Now consider the other member of the Jackson duo. Just days before Jesse's speech to the NAACP, singer Michael Jackson held a rally in New York to denounce his "exploitation" at the hands of the white-run music industry. The best paid artist in the music industry, whose net worth was estimated to be over a quarter billion dollars at one point, said that Thomas Mottola, the chairman of Sony's music division, took advantage of him.

"He's a racist, and he's very, very, very devilish," Jackson said. That's three "verys" which is three times more devilish than just plain "devilish." But Jackson really took off the glove and played tough, asking the modest crowd of supporters to encourage Mottola to "go back to hell." The evidence of Mottola's racism, just so you know, lay in the fact that after he bankrolled Jackson's latest album to the tune of $26 million, he didn't promote it enough (i.e. spend another $20 million or $30 million on it).

Jackson also said his case is just another example of an industry-wide conspiracy to exploit black artists.

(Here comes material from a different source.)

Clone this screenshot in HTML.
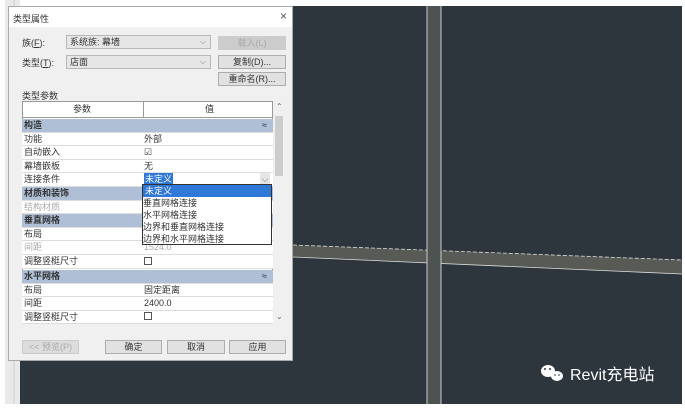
<!DOCTYPE html>
<html><head><meta charset="utf-8"><style>
*{margin:0;padding:0;box-sizing:border-box}
body{width:685px;height:408px;overflow:hidden;background:#fff;position:relative;font-family:"Liberation Sans","Noto Sans CJK SC",sans-serif;font-size:9px;color:#333}
.a{position:absolute}
.btn{position:absolute;background:#e1e1e1;border:1px solid #adadad;text-align:center;line-height:12px;font-size:9px}
.combo{position:absolute;background:#e6e6e6;border:1px solid #b8b8b8;line-height:12px;padding-left:3px}
.combo i{position:absolute;right:4px;top:0;font-style:normal;color:#777;font-size:8px}
.row{position:absolute;left:22px;width:251px;height:13.6px;border-bottom:1px solid #ddd;line-height:13px;background:#fff}
.row span{position:absolute;left:2px}
.row b{position:absolute;left:122px;font-weight:normal}
.row.h{background:#aebfd6;font-weight:bold}
.row.g{color:#aaa}
.cb{display:inline-block;width:8px;height:8px;border:1px solid #555;vertical-align:middle;margin-top:-2px}
</style></head><body>
<svg class="a" style="left:0;top:0" width="685" height="408">
<rect x="5" y="0" width="15" height="404" fill="#e9e9e9"/>
<line x1="14" y1="0" x2="14" y2="404" stroke="#cfcfcf"/>
<rect x="20" y="6" width="662" height="398" fill="#2d353d"/>
<polygon points="293,245 682,260 682,274 293,257" fill="#575a55"/>
<line x1="293" y1="245" x2="682" y2="260" stroke="#ddd" stroke-width="0.8" stroke-dasharray="4,2"/>
<line x1="293" y1="257" x2="682" y2="274" stroke="#ddd" stroke-width="0.8"/>
<rect x="427" y="6" width="14" height="398" fill="#4d5350"/>
<line x1="427" y1="6" x2="427" y2="404" stroke="#ccc" stroke-width="1"/>
<line x1="441" y1="6" x2="441" y2="404" stroke="#ccc" stroke-width="1"/>
<g fill="#fff"><ellipse cx="548" cy="371" rx="7" ry="6"/><ellipse cx="557" cy="376" rx="6" ry="5"/></g>
<g fill="#2d353d"><circle cx="545" cy="369" r="1"/><circle cx="550" cy="369" r="1"/><circle cx="555" cy="375" r="0.8"/><circle cx="559" cy="375" r="0.8"/></g>
<text x="570" y="380" fill="#fff" font-size="16" font-family="Liberation Sans,Noto Sans CJK SC,sans-serif">Revit充电站</text>
</svg>
<div class="a" style="left:8px;top:6px;width:285px;height:355px;background:#f0f0f0;border:1px solid #aaa"></div>
<div class="a" style="left:9px;top:7px;width:283px;height:20px;background:#fff"></div>
<div class="a" style="left:13px;top:12px">类型属性</div>
<div class="a" style="left:280px;top:9px;font-size:12px;color:#555">×</div>
<div class="a" style="left:22px;top:36px">族(<u>F</u>):</div>
<div class="combo" style="left:66px;top:35px;width:145px;height:14px">系统族: 幕墙<i>⌵</i></div>
<div class="btn" style="left:218px;top:36px;width:68px;height:14px;color:#aaa;background:#ccc;border-color:#ccc">载入(L)</div>
<div class="a" style="left:22px;top:56px">类型(<u>T</u>):</div>
<div class="combo" style="left:66px;top:55px;width:145px;height:14px">店面<i>⌵</i></div>
<div class="btn" style="left:218px;top:55px;width:68px;height:14px">复制(D)...</div>
<div class="btn" style="left:218px;top:72px;width:68px;height:14px">重命名(R)...</div>
<div class="a" style="left:22px;top:89px">类型参数</div>
<div class="a" style="left:22px;top:101px;width:251px;height:222px;border:1px solid #999;background:#fff"></div>
<div class="a" style="left:22px;top:101px;width:251px;height:17px;border:1px solid #999;background:#fff;line-height:15px"><span class="a" style="left:50px">参数</span><span class="a" style="left:120px;top:0;height:15px;border-left:1px solid #999"></span><span class="a" style="left:182px">值</span></div>
<div class="a" style="left:273px;top:101px;width:12px;height:222px;background:#f0f0f0"></div>
<div class="a" style="left:275px;top:116px;width:8px;height:60px;background:#cdcdcd"></div>
<div class="a" style="left:276px;top:102px;font-size:8px;color:#666">⌃</div>
<div class="a" style="left:276px;top:312px;font-size:8px;color:#666">⌄</div>
<div class="row h" style="top:119px"><span>构造</span><b style="left:240px">≈</b></div>
<div class="row" style="top:132.6px"><span>功能</span><b>外部</b></div>
<div class="row" style="top:146.2px"><span>自动嵌入</span><b>☑</b></div>
<div class="row" style="top:159.8px"><span>幕墙嵌板</span><b>无</b></div>
<div class="row" style="top:173.4px"><span>连接条件</span><b style="background:#3078d8;color:#fff;padding:0 1px">未定义</b><b style="left:238px;color:#666;background:#e6e6e6;width:10px;text-align:center">⌵</b></div>
<div class="row h" style="top:187px"><span>材质和装饰</span></div>
<div class="row g" style="top:200.6px"><span>结构材质</span></div>
<div class="row h" style="top:214.2px"><span>垂直网格</span></div>
<div class="row" style="top:227.8px"><span>布局</span></div>
<div class="row g" style="top:241.4px"><span>间距</span><b>1524.0</b></div>
<div class="row" style="top:255px"><span>调整竖梃尺寸</span><b><i class="cb"></i></b></div>
<div class="row h" style="top:270px"><span>水平网格</span><b style="left:240px">≈</b></div>
<div class="row" style="top:283.6px"><span>布局</span><b>固定距离</b></div>
<div class="row" style="top:297.2px"><span>间距</span><b>2400.0</b></div>
<div class="row" style="top:310.8px"><span>调整竖梃尺寸</span><b><i class="cb"></i></b></div>
<div class="a" style="left:142px;top:184px;width:130px;height:61px;background:#fff;border:1px solid #333;line-height:12px">
<div style="background:#3078d8;color:#fff;padding-left:2px">未定义</div>
<div>垂直网格连接</div><div>水平网格连接</div><div>边界和垂直网格连接</div><div>边界和水平网格连接</div></div>
<div class="btn" style="left:22px;top:340px;width:57px;height:14px;color:#aaa;background:#ddd;border-color:#ccc">&lt;&lt; 预览(P)</div>
<div class="btn" style="left:105px;top:340px;width:57px;height:14px">确定</div>
<div class="btn" style="left:167px;top:340px;width:58px;height:14px">取消</div>
<div class="btn" style="left:229px;top:340px;width:57px;height:14px">应用</div>
</body></html>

It might strike some of us as odd that a man who could afford to buy the Beatles' catalog, a full-body bleaching, as well as the silence of numerous children who got more than they bargained for at Jackson's Neverland ranch could claim victim status.

But it didn't strike Al Sharpton as odd. He joined Jackson at the rally in order to amplify Jackson's racism charges. But even Sharpton quickly backed down and repudiated Michael's comments the next day, reportedly because he'd heard from many black artists who said, in the felicitous phrase of The New York Post, "Jacko is Wacko" and this was little more than a desperate case of racial blackmail, or in Jackson's case, beige-mail. As Donna Brazille, the former Gore campaign manager, put it on CNN the other day, "I didn't know Michael Jackson was black again."

While it's tempting to be outraged by the cynicism of the Jackson Two, the more appropriate response is relief. You see, such desperation is a clear indication that the battle for civil rights has been won. These tired has-beens have to imagine transgressions because there are no real ones to complain about. It's sad for them, but happy news for the society as a whole.